Saturday, September 15, 2012

14 days of crap

The past two weeks have been shitty. Just plain shitty. Fortunately, it's only been shitty in the parts of life that are containable, so it hasn't leaked into the most important parts. My home life and how I feel about myself are in the best shape they've ever been in, and I plan on working my ass off to keep it that way.

However, when it comes to actually working my ass off (exercising) or my job (gasp!) sometimes I just wish I could curl up under my desk with a bottle of vodka in a hoodie and take a drunken nap. Whatever, don't judge me. I know I'm not the only one.

I won't go into extreme detail, but here goes: (BEGINNING OF RANT)

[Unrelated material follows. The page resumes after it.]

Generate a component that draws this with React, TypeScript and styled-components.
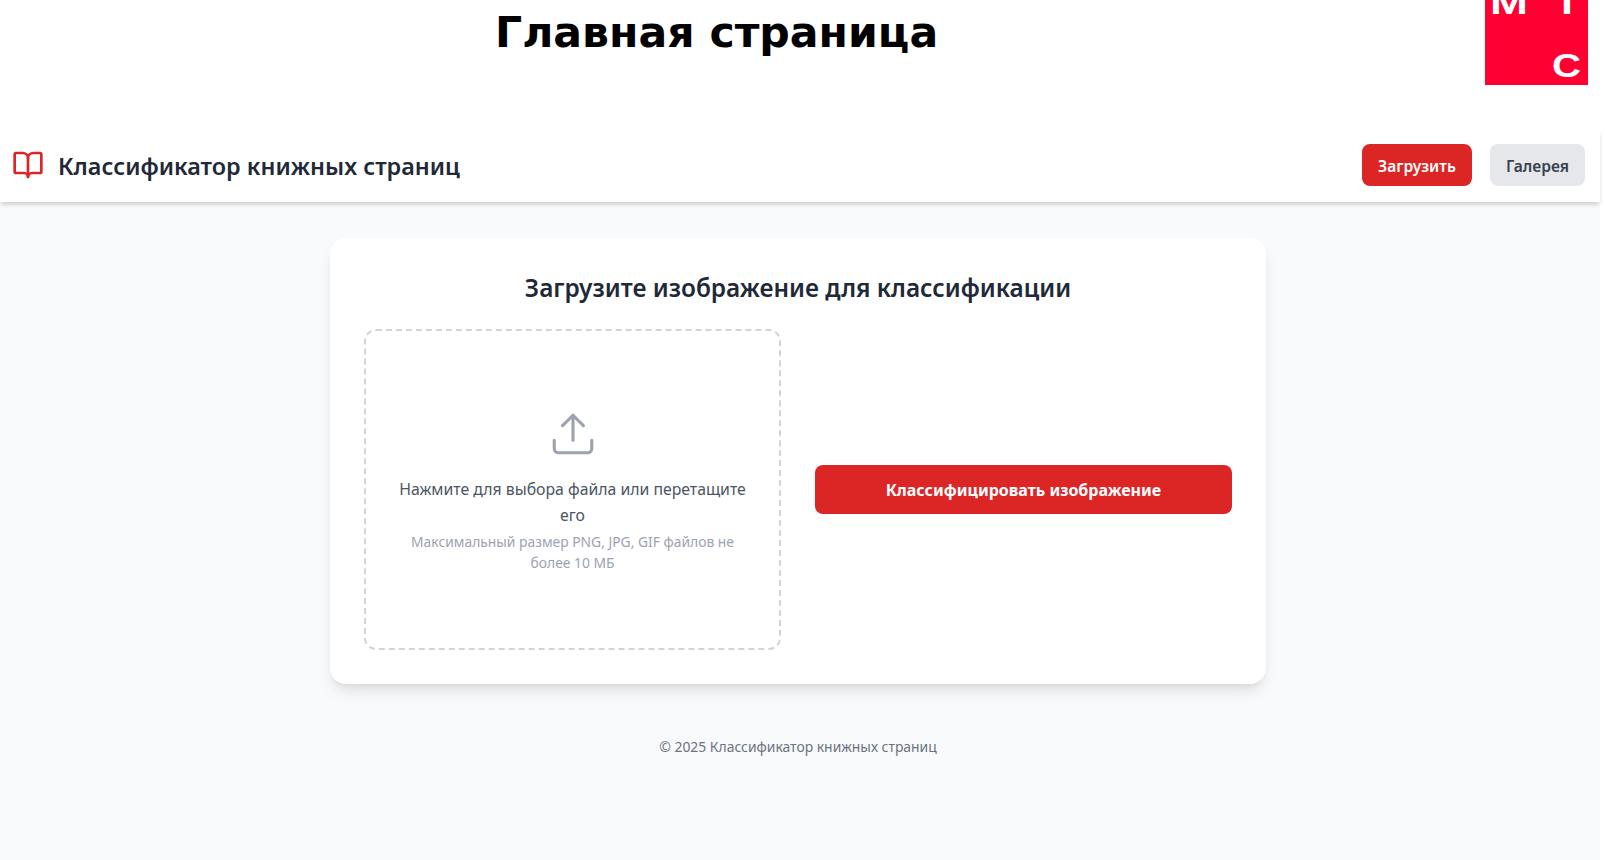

As for the job part, it's just been a lot of stress and anxiety packed into a short period of time. Unusual for my job, thank goodness. Nothing dramatic, I still have fun and I like my job. But when people make things harder on you because you're dependable, it makes you want to commit murder. I'm learning that adults suck and are just as irresponsible as a 17 year old, responsibility knows no age.

As for the working out part, I AM KILLING IT. Literally. (Not counting the work I've done since I started in May...) There hasn't been a day in September where I haven't busted my ass. I can see I'm slowly getting back to the shape I was in when I was 19 or 20. (Okay, maybe 23... pre-grad school shape) Strength-wise at least, I could probably kick your ass. Holla! The shitty part: Is the scale reflecting that? Well no. That'd be a perfect world! I'm working my ass off but the lying whore of a scale has decided to not make the past two weeks seem progressive at all. Gotta keep on trucking, eff the scale!

Other stuff that has added to this shitty 2 weeks includes any number of things, from burning my thumb and pointer finger with a hot glue gun (more like a volcanic glue gun) to having next to no energy for anything except showering and sleeping because I've been too busy focusing on other people. (Which, let me clarify here before you go assuming-- doesn't include my husband (or dog)  I would take care of my husband before I take care of myself, all day every day, without thinking twice. It's the secondary people who won't leave me the hell alone that I'm sick of) Also? The dog (howling S.O.B basset hound) next door is about to get a visit from animal control if the neighbors don't do something. (END OF RANT)

Yes I'm healthy (seriously, I have the blood work to prove it), I have a good job, a great husband (who sent me flowers last week--see the picture!!) and a safe place to live. And I'm grateful for all of that. Very grateful. Sometimes a couple bad weeks just try to bring you down!